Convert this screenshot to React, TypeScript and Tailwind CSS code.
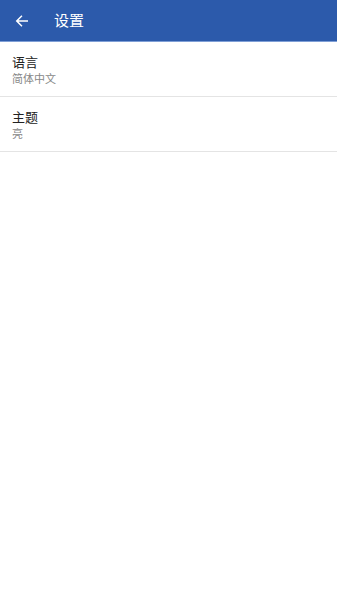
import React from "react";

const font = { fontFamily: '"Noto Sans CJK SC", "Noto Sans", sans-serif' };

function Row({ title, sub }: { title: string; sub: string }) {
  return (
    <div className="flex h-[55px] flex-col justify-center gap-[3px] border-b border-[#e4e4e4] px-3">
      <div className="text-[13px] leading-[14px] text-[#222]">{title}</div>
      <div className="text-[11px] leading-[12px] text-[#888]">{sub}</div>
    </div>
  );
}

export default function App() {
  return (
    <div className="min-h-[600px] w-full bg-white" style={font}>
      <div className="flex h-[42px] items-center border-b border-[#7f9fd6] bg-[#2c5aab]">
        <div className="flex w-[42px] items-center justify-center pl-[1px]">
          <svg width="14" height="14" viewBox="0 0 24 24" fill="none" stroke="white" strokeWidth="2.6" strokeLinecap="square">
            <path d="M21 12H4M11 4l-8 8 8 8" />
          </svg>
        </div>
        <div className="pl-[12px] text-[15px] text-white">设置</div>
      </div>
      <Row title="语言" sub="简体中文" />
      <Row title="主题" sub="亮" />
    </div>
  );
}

·····

### WHAT THE TASK REQUIRES
Find the word "React" in the material, then list each line that holds it.

### REPLY TO THE EXERCISE
Convert this screenshot to React, TypeScript and Tailwind CSS code.
import React from "react";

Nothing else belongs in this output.